* [GIVEN REQUEST]: Restate the listing below word for word, omitting any images.

[Items from a data source]
********************

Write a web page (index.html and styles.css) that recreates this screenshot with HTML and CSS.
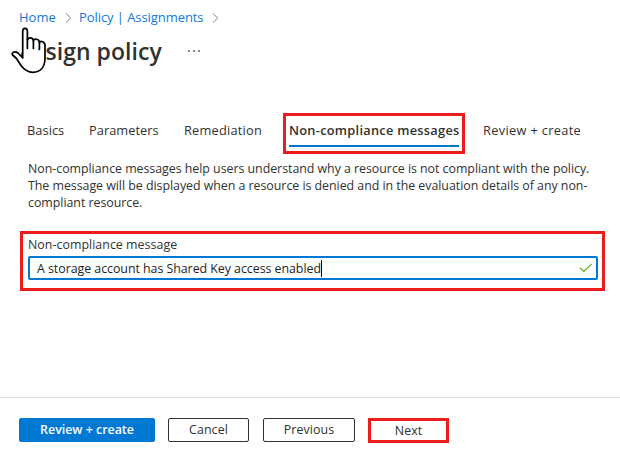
FILE: index.html
```html
<!DOCTYPE html>
<html lang="en">
<head>
<meta charset="utf-8">
<title>Assign policy</title>
<link rel="stylesheet" href="styles.css">
</head>
<body>
<header class="head">
  <nav class="crumbs">
    <a class="crumb home">Home</a>
    <svg class="chev" width="7" height="10" viewBox="0 0 7 10"><path d="M1 .5 5.8 5 1 9.5"/></svg>
    <a class="crumb trail">Policy | Assignments</a>
    <svg class="chev" width="7" height="10" viewBox="0 0 7 10"><path d="M1 .5 5.8 5 1 9.5"/></svg>
  </nav>
  <div class="title-row">
    <h1 class="title">Assign policy</h1>
    <span class="more"><i></i><i></i><i></i></span>
  </div>
  <svg class="hand" width="38" height="48" viewBox="0 0 38 48">
    <path d="M12.7 31V4.6C12.7 .3 17.4 .3 17.4 4.6V13C18.4 9.8 23.2 10.3 23.4 13.8C24.4 11.2 29.2 11.8 29.4 15.5C30.5 13.2 35 14.8 35 18.5V31C35 40 30.5 45.3 23 45.3C17 45.3 14 42.5 11 38.5L6.5 31.5L2.6 28C.8 25.4 5 23.8 8 26L12.7 31Z"/>
    <path d="M17.4 12V21.5M23.4 13.5V21.5M29.4 15V22.5"/>
  </svg>
</header>
<main>
  <div class="tabs">
    <a class="tab t1">Basics</a>
    <a class="tab t2">Parameters</a>
    <a class="tab t3">Remediation</a>
    <div class="mark tab-mark"><a class="tab active">Non-compliance messages</a></div>
    <a class="tab t5">Review + create</a>
  </div>
  <p class="desc">Non-compliance messages help users understand why a resource is not compliant with the policy.<br>The message will be displayed when a resource is denied and in the evaluation details of any non-<br>compliant resource.</p>
  <section class="mark field">
    <label class="label">Non-compliance message</label>
    <div class="input"><span class="value">A storage account has Shared Key access enabled</span><span class="caret"></span>
      <svg class="check" width="14" height="10" viewBox="0 0 14 10"><path d="M1 4.8 4.8 8.5 12.7 .9"/></svg>
    </div>
  </section>
</main>
<footer class="foot">
  <button class="btn primary">Review + create</button>
  <button class="btn cancel">Cancel</button>
  <button class="btn prev">Previous</button>
  <button class="btn mark next">Next</button>
</footer>
</body>
</html>
```
FILE: styles.css
```css
* { box-sizing: border-box; }
body {
  margin: 0;
  width: 620px;
  height: 457px;
  display: flex;
  flex-direction: column;
  background: #fff;
  color: #323130;
  font: 12.4px/17px "Open Sans", "Noto Sans", sans-serif;
  white-space: nowrap;
  overflow: hidden;
}
.mark { border: 3px solid #eb1c1c; }
.head { position: relative; height: 113px; padding: 8px 0 0 19px; }
.crumbs { display: flex; align-items: center; height: 19px; color: #0f7bd6; }
.crumb { font-size: 13px; }
.home { width: 46px; }
.trail { width: 133px; margin-left: 7px; letter-spacing: -.07px; }
.chev { fill: none; stroke: #8a8886; stroke-width: 1; }
.title-row { display: flex; height: 48px; align-items: center; }
.title { margin: -1px 0 0; width: 169px; font-size: 23px; line-height: 32px; font-weight: 600; letter-spacing: .04px; }
.more { display: flex; gap: 3px; }
.more i { width: 2px; height: 2px; background: #8a8886; }
.hand { position: absolute; left: 10px; top: 27px; fill: #fff; stroke: #000; stroke-width: 1.7; stroke-linejoin: round; stroke-linecap: round; }
.tabs { display: flex; height: 41px; padding-left: 27px; }
.tab { font-size: 12.8px; line-height: 18px; margin-top: 8px; letter-spacing: .05px; }
.t1 { width: 62px; }
.t2 { width: 95px; }
.t3 { width: 99px; letter-spacing: .22px; }
.tab-mark { width: 182px; height: 41px; padding: 5px 3px 0; }
.active { display: block; margin: 0; height: 26px; font-weight: 600; letter-spacing: .27px; border-bottom: 2px solid #0078d4; }
.t5 { margin-left: 18px; letter-spacing: .33px; }
.desc { margin: 6px 0 0 28px; height: 71px; letter-spacing: -.035px; }
.field { margin-left: 20px; width: 585px; height: 60px; padding: 3px 4px 0 5px; }
.label { display: block; height: 19px; line-height: 16px; letter-spacing: .03px; }
.input { display: flex; align-items: center; height: 24px; width: 570px; padding: 0 3px 0 7px; border: 2px solid #0078d4; border-radius: 2px; color: #201f1e; }
.value { letter-spacing: -.04px; }
.caret { width: 1px; height: 17px; background: #000; }
.check { margin-left: auto; fill: none; stroke: #6bb130; stroke-width: 1.3; }
.foot { display: flex; height: 60px; margin-top: auto; padding: 20px 0 0 19px; border-top: 1px solid #dddddd; }
.btn { height: 24px; padding: 0 0 1px; border: 1px solid #323130; border-radius: 2px; background: #fff; color: #323130; font: 500 12.4px/20px "Open Sans", "Noto Sans", sans-serif; letter-spacing: .1px; }
.primary { width: 136px; border-color: #0078d4; background: #0078d4; color: #fff; font-weight: 600; letter-spacing: 0; }
.cancel { width: 81px; margin-left: 13px; }
.prev { width: 92px; margin-left: 14px; }
.next { width: 81px; height: 25px; margin-left: 13px; padding-bottom: 3px; border: 3px solid #eb1c1c; border-radius: 0; }
```
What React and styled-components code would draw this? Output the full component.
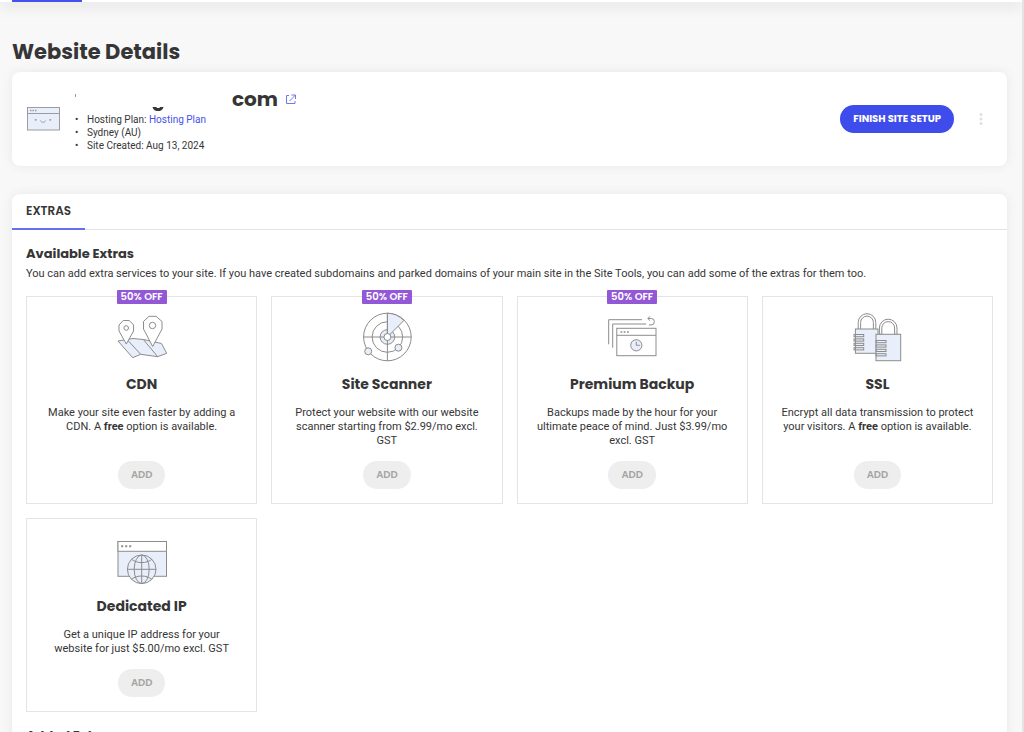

********************

* [SOLUTION BELOW]:
Write a web page (index.html and styles.css) that recreates this screenshot with HTML and CSS.
FILE: index.html
```html
<!DOCTYPE html>
<html lang="en">
<head>
<meta charset="utf-8">
<title>Assign policy</title>
<link rel="stylesheet" href="styles.css">
</head>
<body>
<header class="head">
  <nav class="crumbs">
    <a class="crumb home">Home</a>
    <svg class="chev" width="7" height="10" viewBox="0 0 7 10"><path d="M1 .5 5.8 5 1 9.5"/></svg>
    <a class="crumb trail">Policy | Assignments</a>
    <svg class="chev" width="7" height="10" viewBox="0 0 7 10"><path d="M1 .5 5.8 5 1 9.5"/></svg>
  </nav>
  <div class="title-row">
    <h1 class="title">Assign policy</h1>
    <span class="more"><i></i><i></i><i></i></span>
  </div>
  <svg class="hand" width="38" height="48" viewBox="0 0 38 48">
    <path d="M12.7 31V4.6C12.7 .3 17.4 .3 17.4 4.6V13C18.4 9.8 23.2 10.3 23.4 13.8C24.4 11.2 29.2 11.8 29.4 15.5C30.5 13.2 35 14.8 35 18.5V31C35 40 30.5 45.3 23 45.3C17 45.3 14 42.5 11 38.5L6.5 31.5L2.6 28C.8 25.4 5 23.8 8 26L12.7 31Z"/>
    <path d="M17.4 12V21.5M23.4 13.5V21.5M29.4 15V22.5"/>
  </svg>
</header>
<main>
  <div class="tabs">
    <a class="tab t1">Basics</a>
    <a class="tab t2">Parameters</a>
    <a class="tab t3">Remediation</a>
    <div class="mark tab-mark"><a class="tab active">Non-compliance messages</a></div>
    <a class="tab t5">Review + create</a>
  </div>
  <p class="desc">Non-compliance messages help users understand why a resource is not compliant with the policy.<br>The message will be displayed when a resource is denied and in the evaluation details of any non-<br>compliant resource.</p>
  <section class="mark field">
    <label class="label">Non-compliance message</label>
    <div class="input"><span class="value">A storage account has Shared Key access enabled</span><span class="caret"></span>
      <svg class="check" width="14" height="10" viewBox="0 0 14 10"><path d="M1 4.8 4.8 8.5 12.7 .9"/></svg>
    </div>
  </section>
</main>
<footer class="foot">
  <button class="btn primary">Review + create</button>
  <button class="btn cancel">Cancel</button>
  <button class="btn prev">Previous</button>
  <button class="btn mark next">Next</button>
</footer>
</body>
</html>
```
FILE: styles.css
```css
* { box-sizing: border-box; }
body {
  margin: 0;
  width: 620px;
  height: 457px;
  display: flex;
  flex-direction: column;
  background: #fff;
  color: #323130;
  font: 12.4px/17px "Open Sans", "Noto Sans", sans-serif;
  white-space: nowrap;
  overflow: hidden;
}
.mark { border: 3px solid #eb1c1c; }
.head { position: relative; height: 113px; padding: 8px 0 0 19px; }
.crumbs { display: flex; align-items: center; height: 19px; color: #0f7bd6; }
.crumb { font-size: 13px; }
.home { width: 46px; }
.trail { width: 133px; margin-left: 7px; letter-spacing: -.07px; }
.chev { fill: none; stroke: #8a8886; stroke-width: 1; }
.title-row { display: flex; height: 48px; align-items: center; }
.title { margin: -1px 0 0; width: 169px; font-size: 23px; line-height: 32px; font-weight: 600; letter-spacing: .04px; }
.more { display: flex; gap: 3px; }
.more i { width: 2px; height: 2px; background: #8a8886; }
.hand { position: absolute; left: 10px; top: 27px; fill: #fff; stroke: #000; stroke-width: 1.7; stroke-linejoin: round; stroke-linecap: round; }
.tabs { display: flex; height: 41px; padding-left: 27px; }
.tab { font-size: 12.8px; line-height: 18px; margin-top: 8px; letter-spacing: .05px; }
.t1 { width: 62px; }
.t2 { width: 95px; }
.t3 { width: 99px; letter-spacing: .22px; }
.tab-mark { width: 182px; height: 41px; padding: 5px 3px 0; }
.active { display: block; margin: 0; height: 26px; font-weight: 600; letter-spacing: .27px; border-bottom: 2px solid #0078d4; }
.t5 { margin-left: 18px; letter-spacing: .33px; }
.desc { margin: 6px 0 0 28px; height: 71px; letter-spacing: -.035px; }
.field { margin-left: 20px; width: 585px; height: 60px; padding: 3px 4px 0 5px; }
.label { display: block; height: 19px; line-height: 16px; letter-spacing: .03px; }
.input { display: flex; align-items: center; height: 24px; width: 570px; padding: 0 3px 0 7px; border: 2px solid #0078d4; border-radius: 2px; color: #201f1e; }
.value { letter-spacing: -.04px; }
.caret { width: 1px; height: 17px; background: #000; }
.check { margin-left: auto; fill: none; stroke: #6bb130; stroke-width: 1.3; }
.foot { display: flex; height: 60px; margin-top: auto; padding: 20px 0 0 19px; border-top: 1px solid #dddddd; }
.btn { height: 24px; padding: 0 0 1px; border: 1px solid #323130; border-radius: 2px; background: #fff; color: #323130; font: 500 12.4px/20px "Open Sans", "Noto Sans", sans-serif; letter-spacing: .1px; }
.primary { width: 136px; border-color: #0078d4; background: #0078d4; color: #fff; font-weight: 600; letter-spacing: 0; }
.cancel { width: 81px; margin-left: 13px; }
.prev { width: 92px; margin-left: 14px; }
.next { width: 81px; height: 25px; margin-left: 13px; padding-bottom: 3px; border: 3px solid #eb1c1c; border-radius: 0; }
```
What React and styled-components code would draw this? Output the full component.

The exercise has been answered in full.